Nor is there anywhere in the sayings of Buddha, rightly interpreted, any suggestion of expecting or desiring personal worship. This, the great sage particularly avoided, as indeed have all illumined ones.

It is evident that Gautama the Buddha had experienced that divine influx of light and wisdom in which he sought for others the happiness he had gained for himself, and to this end he was eager to leave to his friends and disciples such rules of conduct of life as should aid them in attaining the divine peace that comes from illumination.

But that he founded a religious system of worship of himself, is wholly unbelievable in the light of a study of comparative religions and the wisdom which illumination confers.

To realize that one has attained to immortality, and claimed his birthright of godhood, is not synonymous with the claim to worship as the one eternal source of life.

It is a part of human weakness to insist upon idealizing the personality of a teacher, and this tendency becomes in time merged into actual worship, whereas the teacher, if he or she be truly illumined, seeks only to inculcate the philosophy which will bring his faithful followers into a realization of cosmic consciousness.

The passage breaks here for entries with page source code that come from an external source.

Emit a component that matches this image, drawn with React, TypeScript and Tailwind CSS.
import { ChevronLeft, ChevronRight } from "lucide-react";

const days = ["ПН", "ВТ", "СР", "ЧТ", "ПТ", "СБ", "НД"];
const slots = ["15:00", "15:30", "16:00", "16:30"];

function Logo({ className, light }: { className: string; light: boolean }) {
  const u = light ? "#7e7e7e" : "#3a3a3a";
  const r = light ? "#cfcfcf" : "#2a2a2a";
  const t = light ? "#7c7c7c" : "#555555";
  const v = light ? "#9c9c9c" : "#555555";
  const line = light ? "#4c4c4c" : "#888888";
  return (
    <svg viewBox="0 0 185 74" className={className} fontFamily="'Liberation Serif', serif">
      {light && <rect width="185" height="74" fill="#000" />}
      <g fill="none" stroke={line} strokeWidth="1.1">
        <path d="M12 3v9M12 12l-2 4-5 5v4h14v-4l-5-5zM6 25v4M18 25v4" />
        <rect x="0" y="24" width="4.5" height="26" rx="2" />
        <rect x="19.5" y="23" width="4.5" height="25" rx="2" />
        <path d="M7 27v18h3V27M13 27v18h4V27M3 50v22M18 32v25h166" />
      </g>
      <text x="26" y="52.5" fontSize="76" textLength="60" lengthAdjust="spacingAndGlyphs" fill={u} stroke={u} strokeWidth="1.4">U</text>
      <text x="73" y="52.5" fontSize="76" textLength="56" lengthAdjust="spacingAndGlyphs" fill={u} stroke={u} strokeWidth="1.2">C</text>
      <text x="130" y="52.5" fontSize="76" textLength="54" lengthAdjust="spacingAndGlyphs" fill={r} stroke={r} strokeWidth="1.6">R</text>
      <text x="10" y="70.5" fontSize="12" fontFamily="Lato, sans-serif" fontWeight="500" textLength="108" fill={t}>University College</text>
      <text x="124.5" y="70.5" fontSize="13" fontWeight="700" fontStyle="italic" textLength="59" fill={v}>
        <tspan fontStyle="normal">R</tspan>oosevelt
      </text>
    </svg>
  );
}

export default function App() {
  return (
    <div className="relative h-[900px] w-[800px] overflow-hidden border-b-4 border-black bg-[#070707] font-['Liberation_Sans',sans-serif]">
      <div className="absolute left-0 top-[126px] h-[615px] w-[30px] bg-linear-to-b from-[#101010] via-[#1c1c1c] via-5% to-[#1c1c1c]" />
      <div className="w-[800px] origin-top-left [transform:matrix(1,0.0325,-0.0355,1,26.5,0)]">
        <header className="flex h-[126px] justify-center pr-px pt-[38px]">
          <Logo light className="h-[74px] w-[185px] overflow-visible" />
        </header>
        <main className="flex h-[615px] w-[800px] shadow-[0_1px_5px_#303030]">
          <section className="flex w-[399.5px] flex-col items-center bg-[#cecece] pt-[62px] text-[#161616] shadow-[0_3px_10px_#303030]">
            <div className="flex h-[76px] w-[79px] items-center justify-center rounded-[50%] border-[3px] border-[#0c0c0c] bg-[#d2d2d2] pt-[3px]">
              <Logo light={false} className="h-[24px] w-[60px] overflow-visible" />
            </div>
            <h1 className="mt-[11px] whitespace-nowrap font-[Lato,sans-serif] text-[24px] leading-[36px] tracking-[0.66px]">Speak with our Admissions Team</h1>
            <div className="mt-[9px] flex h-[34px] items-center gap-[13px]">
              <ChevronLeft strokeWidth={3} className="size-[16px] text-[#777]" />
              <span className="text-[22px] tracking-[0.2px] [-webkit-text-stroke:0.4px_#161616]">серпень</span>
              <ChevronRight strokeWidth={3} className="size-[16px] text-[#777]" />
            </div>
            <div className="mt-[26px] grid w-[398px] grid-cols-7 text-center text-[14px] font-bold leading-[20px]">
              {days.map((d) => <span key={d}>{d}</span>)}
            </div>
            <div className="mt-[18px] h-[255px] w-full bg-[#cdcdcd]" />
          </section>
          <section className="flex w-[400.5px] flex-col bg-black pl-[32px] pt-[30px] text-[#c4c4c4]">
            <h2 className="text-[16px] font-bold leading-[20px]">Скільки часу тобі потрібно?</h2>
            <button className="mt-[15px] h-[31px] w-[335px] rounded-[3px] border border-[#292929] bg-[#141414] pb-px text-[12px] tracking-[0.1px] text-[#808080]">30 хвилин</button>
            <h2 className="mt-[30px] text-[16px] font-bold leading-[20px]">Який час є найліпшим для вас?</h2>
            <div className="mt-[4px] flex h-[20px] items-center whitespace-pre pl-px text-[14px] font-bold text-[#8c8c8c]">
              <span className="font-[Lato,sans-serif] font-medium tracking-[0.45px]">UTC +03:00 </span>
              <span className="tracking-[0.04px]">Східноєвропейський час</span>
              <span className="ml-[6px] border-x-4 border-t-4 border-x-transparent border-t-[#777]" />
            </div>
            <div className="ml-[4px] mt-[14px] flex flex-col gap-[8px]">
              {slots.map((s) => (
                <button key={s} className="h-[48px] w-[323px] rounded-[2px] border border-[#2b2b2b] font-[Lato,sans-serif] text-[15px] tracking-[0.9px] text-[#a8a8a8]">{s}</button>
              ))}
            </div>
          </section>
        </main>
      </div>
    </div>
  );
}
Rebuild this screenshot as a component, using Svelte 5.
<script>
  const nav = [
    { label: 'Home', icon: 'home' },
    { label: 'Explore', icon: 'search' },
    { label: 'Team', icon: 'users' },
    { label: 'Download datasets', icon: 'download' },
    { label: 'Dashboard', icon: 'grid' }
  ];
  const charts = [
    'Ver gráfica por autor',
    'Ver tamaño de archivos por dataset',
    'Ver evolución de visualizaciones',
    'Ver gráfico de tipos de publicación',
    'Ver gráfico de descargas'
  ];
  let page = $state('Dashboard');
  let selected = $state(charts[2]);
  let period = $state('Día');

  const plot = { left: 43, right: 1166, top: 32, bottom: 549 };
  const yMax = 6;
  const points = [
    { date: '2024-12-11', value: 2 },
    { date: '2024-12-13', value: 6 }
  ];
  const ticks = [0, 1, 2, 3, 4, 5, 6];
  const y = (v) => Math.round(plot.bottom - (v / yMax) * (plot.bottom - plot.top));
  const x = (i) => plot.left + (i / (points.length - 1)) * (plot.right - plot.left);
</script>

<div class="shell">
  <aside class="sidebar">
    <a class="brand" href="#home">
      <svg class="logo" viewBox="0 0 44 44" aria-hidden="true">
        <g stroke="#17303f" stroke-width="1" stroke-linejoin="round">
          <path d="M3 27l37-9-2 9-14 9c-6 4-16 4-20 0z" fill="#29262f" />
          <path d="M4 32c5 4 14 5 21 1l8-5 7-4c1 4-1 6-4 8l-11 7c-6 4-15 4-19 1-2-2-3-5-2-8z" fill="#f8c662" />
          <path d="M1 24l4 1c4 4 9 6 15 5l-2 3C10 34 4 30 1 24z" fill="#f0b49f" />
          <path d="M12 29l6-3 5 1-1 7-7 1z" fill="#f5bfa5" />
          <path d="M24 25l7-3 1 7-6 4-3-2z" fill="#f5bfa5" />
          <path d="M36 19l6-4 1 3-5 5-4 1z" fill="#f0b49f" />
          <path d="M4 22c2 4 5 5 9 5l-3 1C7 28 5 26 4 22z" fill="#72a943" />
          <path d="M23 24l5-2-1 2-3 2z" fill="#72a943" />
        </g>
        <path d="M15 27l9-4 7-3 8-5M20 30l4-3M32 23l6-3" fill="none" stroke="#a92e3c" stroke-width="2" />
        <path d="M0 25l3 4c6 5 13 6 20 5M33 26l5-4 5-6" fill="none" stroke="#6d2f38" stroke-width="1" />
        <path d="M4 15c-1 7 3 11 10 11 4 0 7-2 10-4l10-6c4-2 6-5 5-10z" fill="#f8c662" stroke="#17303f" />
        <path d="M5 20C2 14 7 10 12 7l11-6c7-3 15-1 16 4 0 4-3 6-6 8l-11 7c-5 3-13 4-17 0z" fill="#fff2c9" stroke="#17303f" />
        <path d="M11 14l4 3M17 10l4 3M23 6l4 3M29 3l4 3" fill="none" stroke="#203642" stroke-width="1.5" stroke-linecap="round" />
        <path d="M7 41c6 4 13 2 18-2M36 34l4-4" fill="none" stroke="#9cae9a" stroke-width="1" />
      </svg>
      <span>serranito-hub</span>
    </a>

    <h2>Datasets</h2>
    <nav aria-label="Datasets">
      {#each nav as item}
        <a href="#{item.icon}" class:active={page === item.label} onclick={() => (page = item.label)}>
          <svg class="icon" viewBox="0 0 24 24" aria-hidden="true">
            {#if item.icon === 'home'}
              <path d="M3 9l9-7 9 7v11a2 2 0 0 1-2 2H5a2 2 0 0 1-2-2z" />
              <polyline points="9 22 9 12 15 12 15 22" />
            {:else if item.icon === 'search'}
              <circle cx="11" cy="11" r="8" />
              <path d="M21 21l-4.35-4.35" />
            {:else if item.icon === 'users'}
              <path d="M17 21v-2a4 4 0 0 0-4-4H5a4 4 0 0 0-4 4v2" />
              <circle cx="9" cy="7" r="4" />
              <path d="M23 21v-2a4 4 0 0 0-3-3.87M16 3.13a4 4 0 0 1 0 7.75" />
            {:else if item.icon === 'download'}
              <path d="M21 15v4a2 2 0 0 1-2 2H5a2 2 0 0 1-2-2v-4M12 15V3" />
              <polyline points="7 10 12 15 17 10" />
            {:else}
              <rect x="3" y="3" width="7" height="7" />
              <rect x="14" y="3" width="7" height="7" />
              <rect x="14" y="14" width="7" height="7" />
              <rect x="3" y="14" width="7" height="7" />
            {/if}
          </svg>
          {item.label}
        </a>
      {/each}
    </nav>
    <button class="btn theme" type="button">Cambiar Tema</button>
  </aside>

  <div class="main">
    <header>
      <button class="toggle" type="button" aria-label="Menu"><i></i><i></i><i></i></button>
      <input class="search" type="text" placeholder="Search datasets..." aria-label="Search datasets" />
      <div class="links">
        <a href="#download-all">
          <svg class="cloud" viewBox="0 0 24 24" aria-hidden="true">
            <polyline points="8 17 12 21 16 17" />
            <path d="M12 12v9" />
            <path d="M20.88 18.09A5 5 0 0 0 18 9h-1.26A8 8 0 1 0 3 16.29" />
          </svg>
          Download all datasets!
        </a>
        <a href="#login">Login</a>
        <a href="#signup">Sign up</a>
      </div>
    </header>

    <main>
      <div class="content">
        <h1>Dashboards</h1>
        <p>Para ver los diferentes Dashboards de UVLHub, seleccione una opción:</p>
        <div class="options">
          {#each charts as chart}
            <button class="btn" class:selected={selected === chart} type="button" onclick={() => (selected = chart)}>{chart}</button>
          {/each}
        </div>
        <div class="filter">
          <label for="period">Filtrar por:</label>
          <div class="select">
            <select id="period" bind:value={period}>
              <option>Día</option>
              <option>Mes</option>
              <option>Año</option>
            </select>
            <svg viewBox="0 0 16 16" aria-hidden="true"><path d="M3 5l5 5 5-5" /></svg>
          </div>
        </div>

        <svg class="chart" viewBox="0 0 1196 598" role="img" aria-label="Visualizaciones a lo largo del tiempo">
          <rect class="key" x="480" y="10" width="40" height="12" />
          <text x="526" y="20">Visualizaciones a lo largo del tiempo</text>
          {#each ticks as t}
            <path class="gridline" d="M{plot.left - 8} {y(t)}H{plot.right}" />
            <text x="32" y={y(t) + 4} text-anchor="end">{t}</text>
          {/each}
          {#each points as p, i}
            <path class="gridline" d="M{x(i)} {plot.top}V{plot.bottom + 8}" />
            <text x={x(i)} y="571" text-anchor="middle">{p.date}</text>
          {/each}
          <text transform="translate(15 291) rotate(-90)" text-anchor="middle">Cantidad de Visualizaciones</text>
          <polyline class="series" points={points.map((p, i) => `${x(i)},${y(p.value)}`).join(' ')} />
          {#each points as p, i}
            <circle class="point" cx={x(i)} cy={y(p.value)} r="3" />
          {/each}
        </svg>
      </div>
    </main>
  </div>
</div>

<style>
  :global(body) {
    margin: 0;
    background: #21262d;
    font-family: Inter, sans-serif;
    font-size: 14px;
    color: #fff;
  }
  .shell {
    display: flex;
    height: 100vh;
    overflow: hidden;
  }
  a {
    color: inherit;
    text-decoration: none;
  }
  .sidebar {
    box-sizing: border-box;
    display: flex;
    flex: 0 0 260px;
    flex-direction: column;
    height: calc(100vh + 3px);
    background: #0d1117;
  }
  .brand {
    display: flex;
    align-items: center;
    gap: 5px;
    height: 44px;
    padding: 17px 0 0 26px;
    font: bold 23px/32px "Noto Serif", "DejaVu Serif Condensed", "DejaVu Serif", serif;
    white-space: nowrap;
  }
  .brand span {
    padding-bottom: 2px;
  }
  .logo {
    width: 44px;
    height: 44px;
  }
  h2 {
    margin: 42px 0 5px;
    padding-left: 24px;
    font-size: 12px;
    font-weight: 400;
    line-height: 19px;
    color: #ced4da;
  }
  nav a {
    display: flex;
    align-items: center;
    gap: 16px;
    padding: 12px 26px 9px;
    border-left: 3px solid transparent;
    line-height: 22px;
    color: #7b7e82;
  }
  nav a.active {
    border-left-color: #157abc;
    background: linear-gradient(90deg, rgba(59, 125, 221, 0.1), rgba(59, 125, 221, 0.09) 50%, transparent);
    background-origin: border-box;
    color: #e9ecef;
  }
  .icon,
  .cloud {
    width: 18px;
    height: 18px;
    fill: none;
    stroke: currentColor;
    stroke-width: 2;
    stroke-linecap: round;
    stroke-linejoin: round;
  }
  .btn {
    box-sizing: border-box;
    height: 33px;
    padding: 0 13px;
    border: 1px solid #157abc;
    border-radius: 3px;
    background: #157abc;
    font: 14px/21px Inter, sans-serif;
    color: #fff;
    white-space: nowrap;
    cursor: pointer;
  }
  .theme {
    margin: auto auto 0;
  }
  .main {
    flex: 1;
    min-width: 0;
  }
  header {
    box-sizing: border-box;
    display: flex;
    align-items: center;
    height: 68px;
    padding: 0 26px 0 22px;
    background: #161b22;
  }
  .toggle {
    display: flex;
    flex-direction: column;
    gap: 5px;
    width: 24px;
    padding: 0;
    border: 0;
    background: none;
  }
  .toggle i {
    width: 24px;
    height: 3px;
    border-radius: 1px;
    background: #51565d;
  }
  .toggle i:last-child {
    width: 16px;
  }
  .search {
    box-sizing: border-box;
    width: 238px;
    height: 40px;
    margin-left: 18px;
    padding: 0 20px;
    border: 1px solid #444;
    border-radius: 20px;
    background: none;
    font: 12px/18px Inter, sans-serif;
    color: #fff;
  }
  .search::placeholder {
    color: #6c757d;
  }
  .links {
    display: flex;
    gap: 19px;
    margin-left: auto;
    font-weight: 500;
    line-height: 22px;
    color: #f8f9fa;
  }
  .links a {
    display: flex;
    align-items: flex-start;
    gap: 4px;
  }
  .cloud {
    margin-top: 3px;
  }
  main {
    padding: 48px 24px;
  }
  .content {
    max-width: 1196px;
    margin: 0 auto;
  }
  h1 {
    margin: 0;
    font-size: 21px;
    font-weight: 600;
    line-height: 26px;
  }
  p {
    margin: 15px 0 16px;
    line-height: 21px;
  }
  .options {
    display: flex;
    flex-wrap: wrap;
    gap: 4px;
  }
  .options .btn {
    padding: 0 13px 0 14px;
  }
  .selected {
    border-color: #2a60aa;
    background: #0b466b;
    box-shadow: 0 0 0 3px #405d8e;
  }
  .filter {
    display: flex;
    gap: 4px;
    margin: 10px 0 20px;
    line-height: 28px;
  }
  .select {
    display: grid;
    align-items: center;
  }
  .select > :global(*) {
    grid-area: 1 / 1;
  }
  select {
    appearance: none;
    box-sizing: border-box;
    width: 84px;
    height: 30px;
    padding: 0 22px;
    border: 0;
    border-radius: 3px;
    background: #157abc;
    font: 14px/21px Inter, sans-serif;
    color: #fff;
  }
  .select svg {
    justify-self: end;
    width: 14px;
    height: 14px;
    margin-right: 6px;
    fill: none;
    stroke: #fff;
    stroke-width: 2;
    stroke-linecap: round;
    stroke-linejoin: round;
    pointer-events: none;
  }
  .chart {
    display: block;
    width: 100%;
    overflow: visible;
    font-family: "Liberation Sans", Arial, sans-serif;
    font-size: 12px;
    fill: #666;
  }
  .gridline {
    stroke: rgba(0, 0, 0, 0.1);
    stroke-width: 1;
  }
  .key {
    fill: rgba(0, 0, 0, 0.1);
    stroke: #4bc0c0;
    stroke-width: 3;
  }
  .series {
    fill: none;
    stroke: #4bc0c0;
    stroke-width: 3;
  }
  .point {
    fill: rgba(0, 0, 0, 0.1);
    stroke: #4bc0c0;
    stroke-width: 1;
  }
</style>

The points which characterize the person who has experienced a degree of illumination (entered into cosmic consciousness), were particularly evident in the life and character of Gautama, the Buddha. They may be summed up thus:

A marked seriousness in youth.

A great sympathy and compassion with the sorrows of others.

A deep tenderness for all forms of life.

A realization of the nothingness of caste and pomp and power.

The firm conviction that he was instructed by angels.

The wonderful magnetism and illumination of his person.

The firm conviction of immortality—released from the “wheel of life” as he expressed it.

The knowledge of when and where he was to pass out from the life of the body.

The love of solitude and meditation. The intellectual power maintained even into old age.

The unselfish desire to help others.

Great and never-failing sympathy with suffering, a divine patience, and insight into the hearts of all forms of life, earned for this great soul the name “Buddha—The Compassionate.”